• Records for the task:

==*==

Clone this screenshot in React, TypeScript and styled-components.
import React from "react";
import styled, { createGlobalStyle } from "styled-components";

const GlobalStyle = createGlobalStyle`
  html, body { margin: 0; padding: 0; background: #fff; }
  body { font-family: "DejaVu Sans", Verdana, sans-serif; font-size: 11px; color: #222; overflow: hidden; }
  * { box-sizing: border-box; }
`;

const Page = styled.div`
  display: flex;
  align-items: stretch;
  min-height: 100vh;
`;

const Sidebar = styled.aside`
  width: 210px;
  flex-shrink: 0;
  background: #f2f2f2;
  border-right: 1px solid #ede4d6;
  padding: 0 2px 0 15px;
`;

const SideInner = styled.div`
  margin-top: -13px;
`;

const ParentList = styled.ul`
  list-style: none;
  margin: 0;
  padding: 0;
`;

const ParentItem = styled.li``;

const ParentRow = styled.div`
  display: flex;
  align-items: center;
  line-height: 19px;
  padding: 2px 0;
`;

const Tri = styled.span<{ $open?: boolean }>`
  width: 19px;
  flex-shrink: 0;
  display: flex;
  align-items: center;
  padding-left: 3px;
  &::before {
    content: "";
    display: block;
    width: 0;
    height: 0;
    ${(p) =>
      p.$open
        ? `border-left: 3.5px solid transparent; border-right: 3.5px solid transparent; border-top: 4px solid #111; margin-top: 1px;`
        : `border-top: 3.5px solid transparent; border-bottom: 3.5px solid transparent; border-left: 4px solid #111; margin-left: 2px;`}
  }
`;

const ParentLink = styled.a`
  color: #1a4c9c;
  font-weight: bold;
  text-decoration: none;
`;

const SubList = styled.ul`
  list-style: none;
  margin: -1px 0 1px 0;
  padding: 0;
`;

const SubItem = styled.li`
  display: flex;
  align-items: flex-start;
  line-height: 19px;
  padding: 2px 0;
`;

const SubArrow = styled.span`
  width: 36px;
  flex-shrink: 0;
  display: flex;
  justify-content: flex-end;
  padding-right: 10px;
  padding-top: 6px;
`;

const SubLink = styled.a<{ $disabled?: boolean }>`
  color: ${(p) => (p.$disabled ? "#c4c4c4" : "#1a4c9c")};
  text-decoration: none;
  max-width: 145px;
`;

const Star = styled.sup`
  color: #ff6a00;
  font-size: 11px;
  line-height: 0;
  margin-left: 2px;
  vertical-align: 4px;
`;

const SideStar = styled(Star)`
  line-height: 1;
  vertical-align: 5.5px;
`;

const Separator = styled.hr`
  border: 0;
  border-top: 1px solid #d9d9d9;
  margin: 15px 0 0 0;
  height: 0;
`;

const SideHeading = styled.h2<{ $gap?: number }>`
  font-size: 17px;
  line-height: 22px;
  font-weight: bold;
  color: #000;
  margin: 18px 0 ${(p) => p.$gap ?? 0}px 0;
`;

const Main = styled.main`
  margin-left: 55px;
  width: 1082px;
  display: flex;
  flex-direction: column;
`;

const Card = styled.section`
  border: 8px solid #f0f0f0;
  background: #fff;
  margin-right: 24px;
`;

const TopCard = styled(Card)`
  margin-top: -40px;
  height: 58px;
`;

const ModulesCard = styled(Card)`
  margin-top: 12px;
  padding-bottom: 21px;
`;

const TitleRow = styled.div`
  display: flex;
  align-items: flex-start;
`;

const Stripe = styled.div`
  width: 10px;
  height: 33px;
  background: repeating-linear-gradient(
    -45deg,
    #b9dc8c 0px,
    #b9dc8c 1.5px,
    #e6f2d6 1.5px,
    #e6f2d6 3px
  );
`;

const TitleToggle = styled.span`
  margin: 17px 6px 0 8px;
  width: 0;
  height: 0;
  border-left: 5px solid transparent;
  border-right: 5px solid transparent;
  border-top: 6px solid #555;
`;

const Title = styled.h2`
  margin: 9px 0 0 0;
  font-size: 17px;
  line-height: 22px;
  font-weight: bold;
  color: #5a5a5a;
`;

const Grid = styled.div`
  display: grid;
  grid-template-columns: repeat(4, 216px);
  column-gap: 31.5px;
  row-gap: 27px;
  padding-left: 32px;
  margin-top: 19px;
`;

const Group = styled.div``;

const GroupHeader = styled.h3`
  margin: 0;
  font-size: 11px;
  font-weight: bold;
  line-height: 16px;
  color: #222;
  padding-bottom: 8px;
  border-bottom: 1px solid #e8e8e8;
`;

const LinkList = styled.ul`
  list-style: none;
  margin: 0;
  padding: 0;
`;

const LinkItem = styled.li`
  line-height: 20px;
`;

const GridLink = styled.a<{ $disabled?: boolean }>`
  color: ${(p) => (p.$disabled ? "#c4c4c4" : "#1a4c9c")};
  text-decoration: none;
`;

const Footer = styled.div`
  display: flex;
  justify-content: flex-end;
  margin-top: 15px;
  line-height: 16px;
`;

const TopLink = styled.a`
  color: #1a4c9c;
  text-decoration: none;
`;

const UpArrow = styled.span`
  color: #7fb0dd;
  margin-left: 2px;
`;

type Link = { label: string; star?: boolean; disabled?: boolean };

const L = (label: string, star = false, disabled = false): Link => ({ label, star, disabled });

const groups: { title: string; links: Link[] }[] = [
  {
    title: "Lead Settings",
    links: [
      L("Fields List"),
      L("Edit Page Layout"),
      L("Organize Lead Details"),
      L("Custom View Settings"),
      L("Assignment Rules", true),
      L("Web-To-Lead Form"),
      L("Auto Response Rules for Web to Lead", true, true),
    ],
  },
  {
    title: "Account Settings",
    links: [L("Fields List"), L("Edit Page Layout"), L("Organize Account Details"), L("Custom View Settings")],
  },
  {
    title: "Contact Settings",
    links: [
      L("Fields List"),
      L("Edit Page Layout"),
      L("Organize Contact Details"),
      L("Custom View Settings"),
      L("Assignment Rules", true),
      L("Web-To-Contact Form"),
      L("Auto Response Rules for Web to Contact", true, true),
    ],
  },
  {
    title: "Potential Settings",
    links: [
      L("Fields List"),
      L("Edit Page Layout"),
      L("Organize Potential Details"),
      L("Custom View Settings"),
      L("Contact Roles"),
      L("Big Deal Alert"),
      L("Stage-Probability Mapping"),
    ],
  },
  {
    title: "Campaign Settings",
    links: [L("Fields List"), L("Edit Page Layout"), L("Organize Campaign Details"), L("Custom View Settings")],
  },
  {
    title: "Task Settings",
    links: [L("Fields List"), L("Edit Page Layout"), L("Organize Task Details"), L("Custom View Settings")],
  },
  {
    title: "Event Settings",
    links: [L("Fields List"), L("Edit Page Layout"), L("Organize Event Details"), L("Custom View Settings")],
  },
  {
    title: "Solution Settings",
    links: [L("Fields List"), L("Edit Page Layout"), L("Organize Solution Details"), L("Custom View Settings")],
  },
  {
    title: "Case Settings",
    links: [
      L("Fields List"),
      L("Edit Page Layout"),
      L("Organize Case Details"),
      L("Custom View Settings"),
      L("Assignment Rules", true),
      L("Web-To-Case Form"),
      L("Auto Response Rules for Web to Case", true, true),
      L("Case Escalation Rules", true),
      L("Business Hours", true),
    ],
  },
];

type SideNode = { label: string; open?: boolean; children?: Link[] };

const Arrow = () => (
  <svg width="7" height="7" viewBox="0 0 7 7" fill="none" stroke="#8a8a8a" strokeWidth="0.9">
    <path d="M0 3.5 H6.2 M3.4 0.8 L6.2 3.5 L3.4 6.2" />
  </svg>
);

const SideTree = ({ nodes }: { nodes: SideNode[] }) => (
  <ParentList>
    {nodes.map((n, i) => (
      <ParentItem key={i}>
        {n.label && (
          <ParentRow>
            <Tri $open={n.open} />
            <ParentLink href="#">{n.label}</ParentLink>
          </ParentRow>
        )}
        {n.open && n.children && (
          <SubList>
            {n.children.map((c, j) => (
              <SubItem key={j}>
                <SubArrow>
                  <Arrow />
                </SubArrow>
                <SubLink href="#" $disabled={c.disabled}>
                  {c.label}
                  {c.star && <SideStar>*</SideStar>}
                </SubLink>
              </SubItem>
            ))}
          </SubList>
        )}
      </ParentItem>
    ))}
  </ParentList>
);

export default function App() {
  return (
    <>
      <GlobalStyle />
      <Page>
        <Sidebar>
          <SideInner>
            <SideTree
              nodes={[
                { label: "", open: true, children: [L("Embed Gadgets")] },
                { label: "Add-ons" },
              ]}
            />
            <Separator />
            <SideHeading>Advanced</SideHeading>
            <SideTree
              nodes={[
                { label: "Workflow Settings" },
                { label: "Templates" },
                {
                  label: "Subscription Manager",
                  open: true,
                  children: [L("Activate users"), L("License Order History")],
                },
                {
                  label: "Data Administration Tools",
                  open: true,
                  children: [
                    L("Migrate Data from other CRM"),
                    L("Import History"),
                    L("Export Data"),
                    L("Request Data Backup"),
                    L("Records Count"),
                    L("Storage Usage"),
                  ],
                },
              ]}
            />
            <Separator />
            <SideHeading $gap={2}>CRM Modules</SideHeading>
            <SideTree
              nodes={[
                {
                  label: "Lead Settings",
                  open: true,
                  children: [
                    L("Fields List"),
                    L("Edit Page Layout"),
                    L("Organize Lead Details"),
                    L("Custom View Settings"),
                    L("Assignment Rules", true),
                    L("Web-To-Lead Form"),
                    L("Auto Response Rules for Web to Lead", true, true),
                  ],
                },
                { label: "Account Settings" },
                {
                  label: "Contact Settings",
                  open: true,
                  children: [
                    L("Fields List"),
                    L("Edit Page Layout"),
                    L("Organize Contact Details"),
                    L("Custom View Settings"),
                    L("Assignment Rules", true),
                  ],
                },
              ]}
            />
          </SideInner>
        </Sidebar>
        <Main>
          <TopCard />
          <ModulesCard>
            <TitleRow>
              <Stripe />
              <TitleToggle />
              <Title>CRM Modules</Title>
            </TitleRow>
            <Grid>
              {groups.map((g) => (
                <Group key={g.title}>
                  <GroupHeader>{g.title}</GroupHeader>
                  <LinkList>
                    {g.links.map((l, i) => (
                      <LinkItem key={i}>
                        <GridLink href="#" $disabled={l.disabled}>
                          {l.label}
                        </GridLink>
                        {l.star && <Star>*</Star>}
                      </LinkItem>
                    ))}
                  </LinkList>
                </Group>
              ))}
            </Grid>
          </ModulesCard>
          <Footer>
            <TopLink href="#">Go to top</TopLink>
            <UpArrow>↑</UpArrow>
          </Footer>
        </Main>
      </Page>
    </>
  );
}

==*==

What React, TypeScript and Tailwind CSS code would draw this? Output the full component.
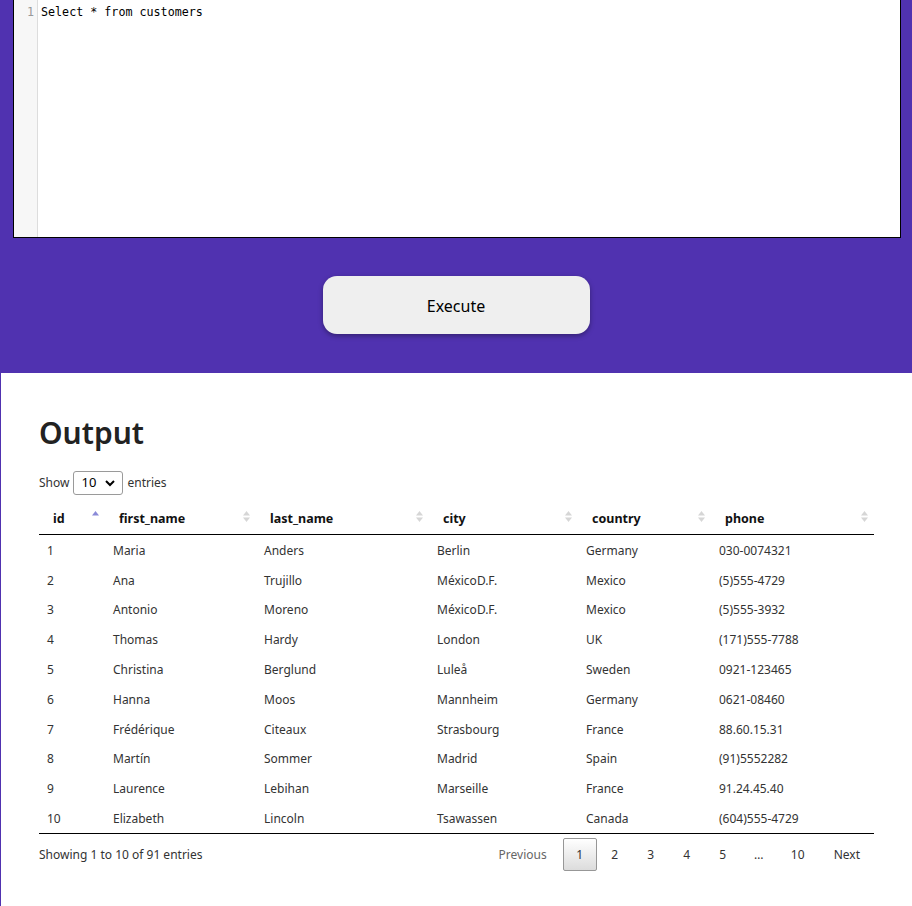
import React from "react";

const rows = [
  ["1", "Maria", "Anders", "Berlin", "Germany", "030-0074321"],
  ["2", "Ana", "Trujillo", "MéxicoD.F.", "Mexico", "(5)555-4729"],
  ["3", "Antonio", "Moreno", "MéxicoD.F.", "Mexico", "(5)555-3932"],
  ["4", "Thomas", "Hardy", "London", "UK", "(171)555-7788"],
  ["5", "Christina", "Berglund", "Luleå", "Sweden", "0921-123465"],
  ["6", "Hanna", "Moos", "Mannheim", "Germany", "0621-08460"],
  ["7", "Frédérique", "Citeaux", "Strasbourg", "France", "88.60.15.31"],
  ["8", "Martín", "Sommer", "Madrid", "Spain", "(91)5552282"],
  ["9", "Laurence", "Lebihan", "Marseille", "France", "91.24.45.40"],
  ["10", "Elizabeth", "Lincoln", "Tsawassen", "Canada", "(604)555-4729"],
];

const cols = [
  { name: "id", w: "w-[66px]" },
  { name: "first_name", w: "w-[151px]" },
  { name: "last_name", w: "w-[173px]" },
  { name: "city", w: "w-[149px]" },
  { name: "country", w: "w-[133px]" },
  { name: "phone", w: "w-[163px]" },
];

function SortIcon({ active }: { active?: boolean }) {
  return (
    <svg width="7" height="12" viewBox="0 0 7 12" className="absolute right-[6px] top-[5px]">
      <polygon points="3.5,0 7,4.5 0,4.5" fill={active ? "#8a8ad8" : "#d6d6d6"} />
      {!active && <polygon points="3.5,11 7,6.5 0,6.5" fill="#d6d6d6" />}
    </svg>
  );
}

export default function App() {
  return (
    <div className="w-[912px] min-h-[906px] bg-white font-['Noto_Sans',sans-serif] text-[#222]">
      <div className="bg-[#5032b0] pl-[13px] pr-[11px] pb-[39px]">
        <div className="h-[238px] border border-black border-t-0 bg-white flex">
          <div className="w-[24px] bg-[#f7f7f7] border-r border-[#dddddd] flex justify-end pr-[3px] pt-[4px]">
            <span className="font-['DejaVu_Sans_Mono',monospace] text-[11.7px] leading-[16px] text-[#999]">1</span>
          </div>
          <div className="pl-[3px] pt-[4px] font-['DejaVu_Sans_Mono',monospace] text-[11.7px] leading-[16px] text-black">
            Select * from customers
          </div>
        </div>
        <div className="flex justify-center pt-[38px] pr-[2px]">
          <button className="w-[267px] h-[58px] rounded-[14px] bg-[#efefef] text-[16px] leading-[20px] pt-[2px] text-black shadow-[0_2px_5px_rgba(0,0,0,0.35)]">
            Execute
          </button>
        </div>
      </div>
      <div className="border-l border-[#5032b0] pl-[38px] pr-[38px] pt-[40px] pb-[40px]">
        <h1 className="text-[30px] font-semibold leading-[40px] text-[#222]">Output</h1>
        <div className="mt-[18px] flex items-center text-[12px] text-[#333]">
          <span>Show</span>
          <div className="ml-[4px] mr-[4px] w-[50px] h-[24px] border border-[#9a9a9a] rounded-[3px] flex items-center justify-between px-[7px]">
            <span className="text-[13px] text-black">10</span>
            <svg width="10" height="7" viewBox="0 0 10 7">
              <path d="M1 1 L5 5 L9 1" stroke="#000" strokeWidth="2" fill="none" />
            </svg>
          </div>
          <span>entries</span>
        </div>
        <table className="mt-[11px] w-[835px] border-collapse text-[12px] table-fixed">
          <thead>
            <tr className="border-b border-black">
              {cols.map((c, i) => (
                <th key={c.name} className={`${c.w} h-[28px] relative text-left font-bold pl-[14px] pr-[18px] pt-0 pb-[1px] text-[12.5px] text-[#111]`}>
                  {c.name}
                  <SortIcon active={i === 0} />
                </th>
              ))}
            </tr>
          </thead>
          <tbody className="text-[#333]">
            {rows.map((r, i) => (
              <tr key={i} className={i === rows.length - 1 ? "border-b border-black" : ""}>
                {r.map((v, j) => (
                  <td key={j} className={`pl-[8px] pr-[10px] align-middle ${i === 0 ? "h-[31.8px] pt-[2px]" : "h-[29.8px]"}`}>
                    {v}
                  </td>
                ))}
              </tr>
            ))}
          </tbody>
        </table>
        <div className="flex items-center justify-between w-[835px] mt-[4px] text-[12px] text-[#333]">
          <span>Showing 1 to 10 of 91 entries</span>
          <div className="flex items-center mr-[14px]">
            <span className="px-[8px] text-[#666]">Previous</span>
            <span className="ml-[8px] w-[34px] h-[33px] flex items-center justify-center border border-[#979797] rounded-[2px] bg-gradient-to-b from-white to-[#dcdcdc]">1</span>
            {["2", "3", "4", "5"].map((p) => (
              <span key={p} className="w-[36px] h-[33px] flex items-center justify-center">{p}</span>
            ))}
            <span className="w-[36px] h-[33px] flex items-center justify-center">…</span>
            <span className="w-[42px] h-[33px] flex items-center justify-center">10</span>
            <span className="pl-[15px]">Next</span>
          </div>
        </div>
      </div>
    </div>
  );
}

==*==

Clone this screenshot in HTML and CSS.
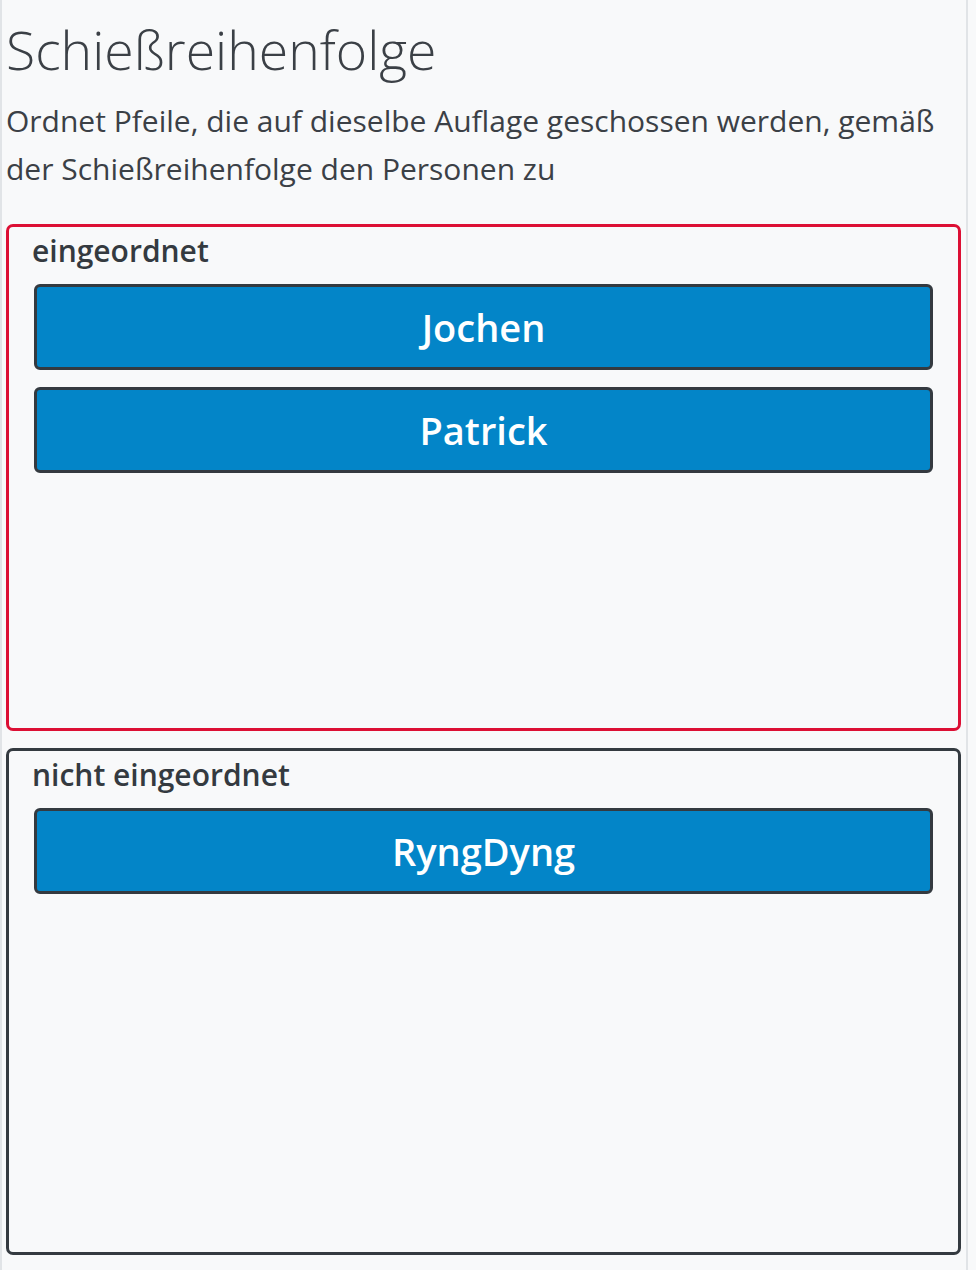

==*==

• What is asked: Find all lines where the word "TypeScript" appears. Copy them.

• Exercise output:
Clone this screenshot in React, TypeScript and styled-components.
What React, TypeScript and Tailwind CSS code would draw this? Output the full component.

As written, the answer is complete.